Faith-based Christian films are one of the more readily defined type of subgenres in cinema where the theme is rather self-explanatory in terms of its spiritual foundation. In director Roxann Dawson's divine and soul-searching Breakthrough, there is no doubt about the emotional and psychological padding applied to this absorbing account of one grieving mother's power of prayer being applied as her strengthened tool of hope. Indeed, Dawson's poignant display of healing and salvation are the given ingredients within a captivating narrative extolling its virutues on miracle-inducing happenstance.
Unfortunately, faith-based films steeped in Christian doctrine do not have a universal appeal and can sometimes trigger cynicism and disdain for those that feel overwhelmed by its confining preachiness. Still, Breakthrough is warmly inviting for its ability to be honest, moving, melancholy, and deliver its truthfulness in profound revelation. Anchored by solidly heartfelt performances steeped in the holy belief system of faith and perseverance, Breakthrough registers as a viable sermon despite some lapses of mawkish moments buried in the film's pronounced sentimentality.
Dawson and screenwriter Grant Nieporte ("Seven Pounds") are working from Joyce Smith's uplifting novel. In fact, Joyce Smith is portrayed by Chrissy Metz (from TV's "This Is Us") as the tormented mother in quiet despair whose teen son John (Marcel Ruiz) suffers a life-threatening medical conditioning after a January 2015 fatal accident. As devastating and overwrought that Joyce was as her jeopardized son's life remains in critical balance, she had the spiritual fortitude to believe in his eventual wellness. Hence, Joyce is absolutely far from being considered a non-believer.

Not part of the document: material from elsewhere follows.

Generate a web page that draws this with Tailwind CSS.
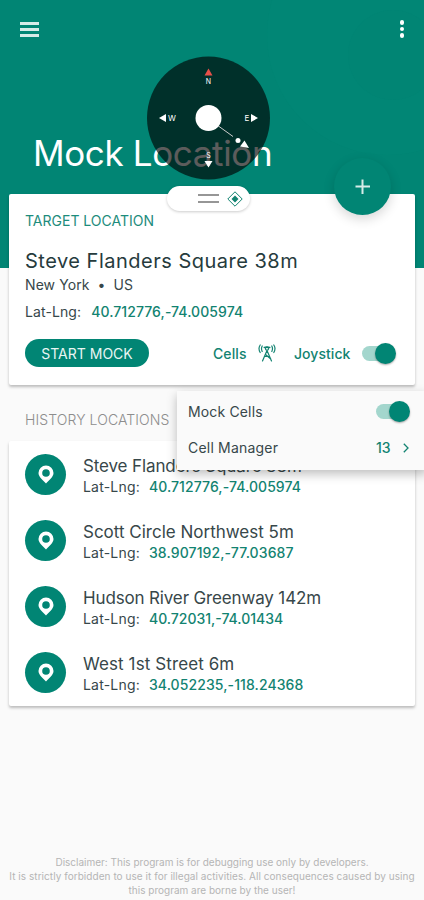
<!DOCTYPE html>
<html lang="en">
<head>
<meta charset="utf-8">
<title>Mock Location</title>
<script src="https://cdn.jsdelivr.net/npm/@tailwindcss/browser@4"></script>
</head>
<body class="relative w-[424px] h-[900px] overflow-hidden bg-[#fafafa] font-['Inter','Noto_Sans',sans-serif] text-[#37474a] whitespace-nowrap">

<!-- Header backdrop -->
<div class="absolute inset-x-0 top-0 h-[268px] overflow-hidden bg-[#018574]">
  <div class="absolute left-[267px] -top-[85px] size-[240px] rounded-full bg-[#018876]/50"></div>
  <div class="absolute left-[348px] top-[10px] size-[90px] rounded-full bg-[#018373]/50"></div>
</div>

<div class="relative flex h-full flex-col">
  <header class="flex h-[194px] flex-col">
    <div class="flex h-[58px] items-center justify-between pl-5 pr-[20px]">
      <div class="flex flex-col gap-[3px]">
        <span class="h-[3px] w-[19px] bg-[#d5ece8]"></span>
        <span class="h-[3px] w-[19px] bg-[#d5ece8]"></span>
        <span class="h-[3px] w-[19px] bg-[#d5ece8]"></span>
      </div>
      <div class="flex flex-col gap-[2px]">
        <span class="size-[4.5px] rounded-full bg-white"></span>
        <span class="size-[4.5px] rounded-full bg-white"></span>
        <span class="size-[4.5px] rounded-full bg-white"></span>
      </div>
    </div>
    <h1 class="mt-[73px] pl-[33px] text-[35px] leading-[44px] font-normal tracking-[-0.37px] text-white">Mock Location</h1>
  </header>

  <!-- Target card -->
  <section class="mx-[9px] flex h-[191px] flex-col rounded-[2px] bg-white px-4 shadow-[0_2px_3px_rgba(0,0,0,0.25)]">
    <h2 class="mt-[17px] text-[14px] leading-5 text-[#1d8c7c]">TARGET LOCATION</h2>
    <p class="mt-[17px] text-[20px] leading-[26px] tracking-[0.5px] text-[#263b3d]">Steve Flanders Square 38m</p>
    <p class="text-[14px] leading-[21px] tracking-[0.08px]">New York&nbsp; •&nbsp; US</p>
    <p class="mt-[7px] flex gap-[10px] text-[14px] leading-5"><span class="tracking-[0.1px]">Lat-Lng:</span><span class="font-medium tracking-[0.08px] text-[#128371]">40.712776,-74.005974</span></p>
    <div class="mt-[16px] flex h-[30px] items-center text-[#128371]">
      <button class="h-[28px] w-[124px] rounded-full bg-[#018574] text-[14px] text-[#e9f5f3]">START MOCK</button>
      <span class="ml-[64px] w-[45px] text-[14px] font-medium tracking-[0.1px]">Cells</span>
      <svg class="size-[18px]" viewBox="0 0 18 18" fill="none" stroke="#128371" stroke-width="1.2" stroke-linecap="round">
        <path d="M4.200 2Q2.800 4.500 4.200 7.500M13.800 2Q15.200 4.500 13.800 7.500M2.200 1Q-.2 4.500 2.200 8.500M15.800 1Q18.200 4.500 15.800 8.500"/>
        <path d="M6.200 3.500L9 3L11.800 3.500" stroke-width="1.400"/>
        <circle cx="9" cy="4.700" r="1.500"/>
        <path d="M9 6.500L4.500 17M9 6.500L13.500 17M7.500 10.500L12.800 15M7 12.500H11"/>
      </svg>
      <span class="ml-[18px] w-[68px] text-[14px] font-medium tracking-[0.05px]">Joystick</span>
      <span class="relative h-[15px] w-[32px] rounded-full bg-[#a3d6cd]"><span class="absolute -top-[3px] right-[-2px] size-[21px] rounded-full bg-[#018574] shadow-[0_1px_2px_rgba(0,0,0,0.35)]"></span></span>
    </div>
  </section>

  <h2 class="mt-[25px] pl-[25px] text-[14px] leading-5 font-light tracking-[0.1px] text-[#8d8d8d]">HISTORY LOCATIONS</h2>

  <!-- History card -->
  <section class="mx-[9px] mt-[11px] flex h-[265px] flex-col rounded-[2px] bg-white px-4 shadow-[0_2px_3px_rgba(0,0,0,0.25)]">
    <div class="flex h-[66px] items-center gap-[17px]">
      <span class="flex size-[41px] items-center justify-center rounded-full bg-[#018574]"><svg class="h-[19px] w-4" viewBox="0 0 16 19"><path fill="#fff" fill-rule="evenodd" d="M8 .5a7.500 7.500 0 0 1 7.500 7.500c0 4-4.500 7-7.500 10.500C5 15 .5 12 .5 8A7.500 7.500 0 0 1 8 .5Zm0 3.700a3.800 3.800 0 1 0 0 7.600a3.800 3.800 0 0 0 0-7.600Z"/></svg></span>
      <div class="pt-[2px]"><p class="text-[17px] leading-[22px] tracking-[-0.12px]">Steve Flanders Square 38m</p><p class="flex gap-[9px] text-[14px] leading-[19px]"><span class="tracking-[0.2px]">Lat-Lng:</span><span class="font-medium tracking-[0.08px] text-[#128371]">40.712776,-74.005974</span></p></div>
    </div>
    <div class="flex h-[66px] items-center gap-[17px]">
      <span class="flex size-[41px] items-center justify-center rounded-full bg-[#018574]"><svg class="h-[19px] w-4" viewBox="0 0 16 19"><path fill="#fff" fill-rule="evenodd" d="M8 .5a7.500 7.500 0 0 1 7.500 7.500c0 4-4.500 7-7.500 10.500C5 15 .5 12 .5 8A7.500 7.500 0 0 1 8 .5Zm0 3.700a3.800 3.800 0 1 0 0 7.600a3.800 3.800 0 0 0 0-7.600Z"/></svg></span>
      <div class="pt-[2px]"><p class="text-[17px] leading-[22px]">Scott Circle Northwest 5m</p><p class="flex gap-[9px] text-[14px] leading-[19px]"><span class="tracking-[0.2px]">Lat-Lng:</span><span class="font-medium tracking-[0.12px] text-[#128371]">38.907192,-77.03687</span></p></div>
    </div>
    <div class="flex h-[66px] items-center gap-[17px]">
      <span class="flex size-[41px] items-center justify-center rounded-full bg-[#018574]"><svg class="h-[19px] w-4" viewBox="0 0 16 19"><path fill="#fff" fill-rule="evenodd" d="M8 .5a7.500 7.500 0 0 1 7.500 7.500c0 4-4.500 7-7.500 10.500C5 15 .5 12 .5 8A7.500 7.500 0 0 1 8 .5Zm0 3.700a3.800 3.800 0 1 0 0 7.600a3.800 3.800 0 0 0 0-7.600Z"/></svg></span>
      <div class="pt-[2px]"><p class="text-[17px] leading-[22px] tracking-[-0.15px]">Hudson River Greenway 142m</p><p class="flex gap-[9px] text-[14px] leading-[19px]"><span class="tracking-[0.2px]">Lat-Lng:</span><span class="font-medium text-[#128371]">40.72031,-74.01434</span></p></div>
    </div>
    <div class="flex h-[66px] items-center gap-[17px]">
      <span class="flex size-[41px] items-center justify-center rounded-full bg-[#018574]"><svg class="h-[19px] w-4" viewBox="0 0 16 19"><path fill="#fff" fill-rule="evenodd" d="M8 .5a7.500 7.500 0 0 1 7.500 7.500c0 4-4.500 7-7.500 10.500C5 15 .5 12 .5 8A7.500 7.500 0 0 1 8 .5Zm0 3.700a3.800 3.800 0 1 0 0 7.600a3.800 3.800 0 0 0 0-7.600Z"/></svg></span>
      <div class="pt-[2px]"><p class="text-[17px] leading-[22px] tracking-[0.1px]">West 1st Street 6m</p><p class="flex gap-[9px] text-[14px] leading-[19px]"><span class="tracking-[0.2px]">Lat-Lng:</span><span class="font-medium tracking-[0.1px] text-[#128371]">34.052235,-118.24368</span></p></div>
    </div>
  </section>

  <footer class="mt-auto pb-[3px] text-center text-[10px] leading-[14px] text-[#b5b5b5]">
    <p>Disclaimer: This program is for debugging use only by developers.</p>
    <p class="tracking-[0.05px]">It is strictly forbidden to use it for illegal activities. All consequences caused by using</p>
    <p>this program are borne by the user!</p>
  </footer>
</div>

<!-- Joystick overlay -->
<svg class="absolute left-[147px] top-[56px] size-[124px]" viewBox="147 56 124 124" font-family="Inter, sans-serif" font-size="7" fill="#fff" text-anchor="middle">
  <circle cx="208.500" cy="118" r="61.500" fill="#000" fill-opacity=".64"/>
  <path d="M208.500 68.500L212.500 75.500H204.500Z" fill="#e5504a"/>
  <path d="M208.500 167.500L204.500 161H212.500ZM159 118L166 114V122ZM258 118L251 114V122Z"/>
  <text x="208.500" y="83.500">N</text><text x="208.500" y="158">S</text><text x="172" y="120.500" font-size="8">W</text><text x="247" y="120.500" font-size="8">E</text>
  <path d="M217 125L233 136.500" stroke="#ccc"/>
  <circle cx="208.500" cy="118" r="13"/>
  <circle cx="238" cy="140.500" r="2.500"/><path d="M244.500 140.500L249 148L240 146.500Z"/>
</svg>

<!-- Drag handle -->
<div class="absolute left-[167px] top-[186px] flex h-[25px] w-[83px] items-center rounded-full bg-white pl-[31px] shadow-[0_1px_3px_rgba(0,0,0,0.2)]">
  <span class="h-[9px] w-[21px] border-y-2 border-[#969696]"></span>
  <svg class="ml-2 size-4" viewBox="0 0 16 16"><path d="M8 .8L15.200 8L8 15.200L.8 8Z" fill="none" stroke="#128371" stroke-width="1"/><path d="M8 4.500L11.500 8L8 11.500L4.500 8Z" fill="#128371"/></svg>
</div>

<!-- Add button -->
<button class="absolute left-[334px] top-[158px] flex size-[57px] items-center justify-center rounded-full bg-[#018574] shadow-[0_4px_12px_rgba(0,0,0,0.16)]">
  <svg class="size-4" viewBox="0 0 16 16"><path d="M7.500 .5V15M.5 7.500H15" stroke="#d5ece8" stroke-width="2"/></svg>
</button>

<!-- Cells popup -->
<div class="absolute left-[177px] top-[391px] flex h-[79px] w-[250px] flex-col bg-[#fafafa] pl-[11px] pt-[3px] text-[14px] shadow-[0_4px_10px_rgba(0,0,0,0.26)]">
  <div class="flex h-9 items-center"><span class="w-[188px] -mt-[2px] tracking-[0.15px]">Mock Cells</span><span class="relative h-[15px] w-[32px] -mt-px rounded-full bg-[#a3d6cd]"><span class="absolute -top-[3px] right-[-2px] size-[21px] rounded-full bg-[#018574] shadow-[0_1px_2px_rgba(0,0,0,0.35)]"></span></span></div>
  <div class="flex h-9 items-center"><span class="w-[188px] -mt-[2px] tracking-[0.2px]">Cell Manager</span><span class="w-[27px] -mt-[2px] font-medium text-[#128371]">13</span><svg class="-mt-px h-[10px] w-[6px]" viewBox="0 0 6 10"><path d="M.8 .8L5 5L.8 9.200" fill="none" stroke="#128371" stroke-width="1.300"/></svg></div>
</div>
</body>
</html>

The backstory concerning the true story of the St. Louis-based wife/mother is crystal clear: Joyce is a devout Christian whose domestic life seems ideal for her, hubby Brian (Josh Lucas) and 14-year old offspring John. However, Joyce is not too thrilled with the creative antics regarding the new young pastor named Jason (Topher Grace). In Joyce's eyes, Jason is not the traditionalist church leader that she deems respectable...at least by her standards anyway. Nevertheless, Joyce sticks to the code of propriety when it comes to how she wants her services conducted accordingly at church.
Soon, Joyce's immense faith and patience will be tested when she learns of the precarious incident at the icy river where her son and two other boys were playing until they fell through the crack of the ice into the deadly frozen water. Thankfully, the two other boys escaped but poor John was not as fortunate as them. John is submerged underwater for an incredible fifteen minutes before emergency workers were able to get to his non-functioning body out of that deep-freeze drink. Tommy Shine (Mike Coulter) gets to Tommy but desperate attempts to revive him at the scene are seriously futile. In fact, at the hospital the on-going efforts to resuscitate the seemingly lifeless body of the endangered boy is also not producing any results. The question remains: is John Smith not long for this life after all?
Obviously, the supportive yet disillusioned Joyce is holding a vigil over the weakened John's hospital bed. Feeling the need to summon God's almighty help in sparing her baby's livelihood something miraculously happens--John regains a pulse. This now gives renewed hope for devoted Dr. Garrett (Dennis Haysbert) and his staff to save John courtesy of the medical "miracle" afforded the bed-ridden youngster. Between the professionalism of the hospital's team of resilient healers and Joyce's on-going plea for the power of prayer in the Lord's name the chance for recovery is risky but hopeful.
As with some based-on-a-true story Christian films such as Miracles From Heaven, Breakthrough can incorporate elements of weepy-eyed manipulation and skepticism given the Almighty word drenched in self-righteousness. Still, actress/filmmaker Dawson's disciplined direction and Nieport's serviceable script never allows the film's compelling complexion to mimic anything trite-inducing in its poignant presentation. There is a genuine feel-good charge that one experiences when observing the side-by-side components of spirituality and humanity attached at the hip. The potential messaging of believing, hoping, and praying is never over-played in its absurdity or heavy-handedness. The cards on the table are straight-forward--this reflective narrative resonates because it is about a faithful woman sticking to her unshakable religious value system and letting her trust act as her tool of salvation.
For the most part, the real redeeming force in Breakthrough is Metz's compassionate, capable performance as a God-fearing mother steadfast in finding her faith and source of encouragement while fortifying her spiritual psyche. Television viewers are used to witnessing Metz's resourceful acting chops on a weekly basis in prime time network TV. So it is no surprise that the gifted actress can aptly convey the triumph and tragedy of a resourceful mother's inner strength for peace of mind. The supporting players in this divine drama are spot on in terms of their characters' sense of urgency and purpose.
Breakthrough resembles somewhat of an extended Hallmark cable TV movie that some will immediately dismiss as a tainted mark against its questionable big screen existence. So be it. But by the same token, one cannot dismiss its impactful reach as an affecting showcase for its dimensional divinity in heart, spirit, and soul.